A condenada junta ainda as suas próprias declarações reduzidas a escrito, onde a mesma explica qual o plano gizado pelo condenado CC (entregar a BB a um casal estrangeiro e endinheirado, em troca de ajuda financeira), o modo como o mesmo o tentou por em prática e, tendo-se gorado tal plano, que a sua filha teria acabado por ser morta pelo seu irmão, a tudo sendo a condenada alheia. Mais esclarece que nada terá dito antes por recear justamente ser presa pelo facto de ter tentado vender a sua filha. Ora, o meio de prova em causa traduz-se, afinal, em declarações da condenada (declarações de arguido) as quais foram exaradas num documento. Tais declarações consubstanciam uma mera versão da condenada, versão esta que, afinal, não encontra suporte em qualquer outro meio de prova (dado que, como acima se explicou, os depoimentos escritos das testemunhas não encerram factualidade nova ou sequer relevante para os presentes autos e as declarações do condenado CC não poderão ser valoradas). Ainda assim, sempre se dirá que muito se estranha que a arguida se tenha sempre remetido ao silêncio e pretenda agora apresentar tal versão dos factos. Em todo o caso, o certo é que esta versão não merece qualquer credibilidade, apresenta ilogicidades várias e não é nem suficiente nem adequada a prejudicar toda a prova que foi produzida em audiência de julgamento nos autos principais e todas as conclusões extraídas de tal prova pelo Colectivo de Juízes.

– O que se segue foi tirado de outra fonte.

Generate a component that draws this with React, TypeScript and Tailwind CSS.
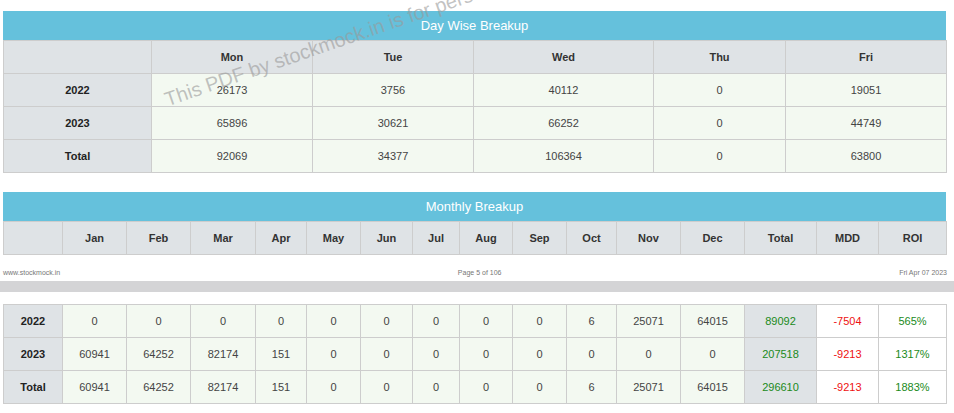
const F = { fontFamily: '"Liberation Sans", Arial, sans-serif' };

const dayCols = [148, 161, 161, 180, 132, 161];
const monCols = [59, 64, 64, 65, 51, 54, 52, 47, 53, 54, 50, 64, 64, 72, 62, 68];
const months = ["Jan", "Feb", "Mar", "Apr", "May", "Jun", "Jul", "Aug", "Sep", "Oct", "Nov", "Dec"];

const dayRows = [
  ["2022", "26173", "3756", "40112", "0", "19051"],
  ["2023", "65896", "30621", "66252", "0", "44749"],
  ["Total", "92069", "34377", "106364", "0", "63800"],
];

const monRows = [
  ["2022", "0", "0", "0", "0", "0", "0", "0", "0", "0", "6", "25071", "64015", "89092", "-7504", "565%"],
  ["2023", "60941", "64252", "82174", "151", "0", "0", "0", "0", "0", "0", "0", "0", "207518", "-9213", "1317%"],
  ["Total", "60941", "64252", "82174", "151", "0", "0", "0", "0", "0", "6", "25071", "64015", "296610", "-9213", "1883%"],
];

const cell = "border border-[#cdcdcd] h-[33px] text-center text-[11px]";

function Cols({ w }: { w: number[] }) {
  return <colgroup>{w.map((x, i) => <col key={i} style={{ width: x }} />)}</colgroup>;
}

export default function App() {
  return (
    <div className="relative w-[954px] h-[413px] bg-white overflow-hidden" style={F}>
      <div className="pt-[11px] pl-[3px]">
        <div className="w-[943px] h-[29px] bg-[#65c1dc] text-white text-[13px] flex items-center justify-center">Day Wise Breakup</div>
        <table className="w-[943px] border-collapse table-fixed">
          <Cols w={dayCols} />
          <tbody>
            <tr className="bg-[#dfe3e6] font-bold text-[#333]">
              {["", "Mon", "Tue", "Wed", "Thu", "Fri"].map((h, i) => <td key={i} className={cell}>{h}</td>)}
            </tr>
            {dayRows.map((r) => (
              <tr key={r[0]}>
                {r.map((v, i) => (
                  <td key={i} className={`${cell} ${i === 0 ? "bg-[#dfe3e6] font-bold text-[#222]" : "bg-[#f3f9f1] text-[#444]"}`}>{v}</td>
                ))}
              </tr>
            ))}
          </tbody>
        </table>

        <div className="mt-[19px] w-[943px] h-[29px] bg-[#65c1dc] text-white text-[13px] flex items-center justify-center">Monthly Breakup</div>
        <table className="w-[943px] border-collapse table-fixed">
          <Cols w={monCols} />
          <tbody>
            <tr className="bg-[#dfe3e6] font-bold text-[#333]">
              {["", ...months, "Total", "MDD", "ROI"].map((h, i) => <td key={i} className={cell}>{h}</td>)}
            </tr>
          </tbody>
        </table>
      </div>

      <div className="mt-[13px] px-[3px] w-[950px] flex justify-between text-[7px] text-[#777] h-[10px] items-center">
        <span>www.stockmock.in</span>
        <span>Page 5 of 106</span>
        <span>Fri Apr 07 2023</span>
      </div>
      <div className="mt-[3px] h-[11px] bg-[#d4d4d6]" />

      <div className="mt-[12px] pl-[3px]">
        <table className="w-[943px] border-collapse table-fixed">
          <Cols w={monCols} />
          <tbody>
            {monRows.map((r) => (
              <tr key={r[0]}>
                {r.map((v, i) => {
                  let c = "bg-[#f3f9f1] text-[#444]";
                  if (i === 0) c = "bg-[#dfe3e6] font-bold text-[#222]";
                  else if (i === 13) c = "bg-[#dfe3e6] text-[#1a8a1a]";
                  else if (i === 14) c = "bg-white text-[#ee1111]";
                  else if (i === 15) c = "bg-white text-[#1a8a1a]";
                  return <td key={i} className={`${cell} ${c}`}>{v}</td>;
                })}
              </tr>
            ))}
          </tbody>
        </table>
      </div>

      <div className="absolute left-[170px] top-[84px] text-[20px] text-[#9a9a9a]/60 whitespace-nowrap origin-bottom-left -rotate-[19deg] pointer-events-none">
        This PDF by stockmock.in is for personal use
      </div>
    </div>
  );
}
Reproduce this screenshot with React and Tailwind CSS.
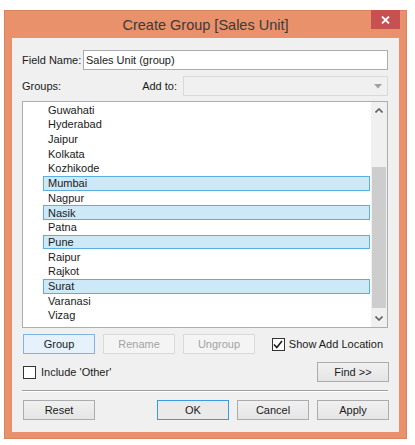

A pretexto de sindicar a credibilidade da testemunha II, Coordenador da Investigação Criminal dos autos principais, veio ainda a condenada invocar factos pessoais da referida testemunha com o manifesto objectivo de denegrir a sua imagem pessoal e profissional, tecendo considerações lamentáveis, pela forma como são feitas, a seu respeito. E para tanto, junta uma carta, alegadamente escrita e entregue a um responsável na Polícia Judiciária, pela mulher da testemunha. Tal carta até data de 2007. Que relevância tem esta carta para o caso dos presentes autos? Para além do total achincalhamento processual, nenhuma. Em primeiro lugar, não contém qualquer facto novo contido no tema da prova, em segundo lugar, reporta-se a acontecimentos alegadamente datados de 2007, sendo os factos que deram origem aos presentes autos datados de 2004 e o acórdão condenatório datado de Novembro de 2005. Isto é, a audiência de julgamento onde a testemunha em causa depôs e onde foi valorado o seu depoimento ocorreram muito antes. O comportamento pessoal da testemunha não teve qualquer reflexo na condução da investigação - que é bem anterior - e, note-se, nem sequer foi esta a única testemunha por parte da Polícia Judiciária a depor no processo. Ora, do que flui da decisão sindicada, nenhum facto foi dado como provado apenas e só com fundamento no depoimento desta testemunha. Nestes termos, ainda que por hipótese académica se desconsiderasse o depoimento da mesma, existiram sempre os demais meios de prova que continuariam a sustentar as mesmíssimas conclusões a que chegou o Colectivo de Juízes.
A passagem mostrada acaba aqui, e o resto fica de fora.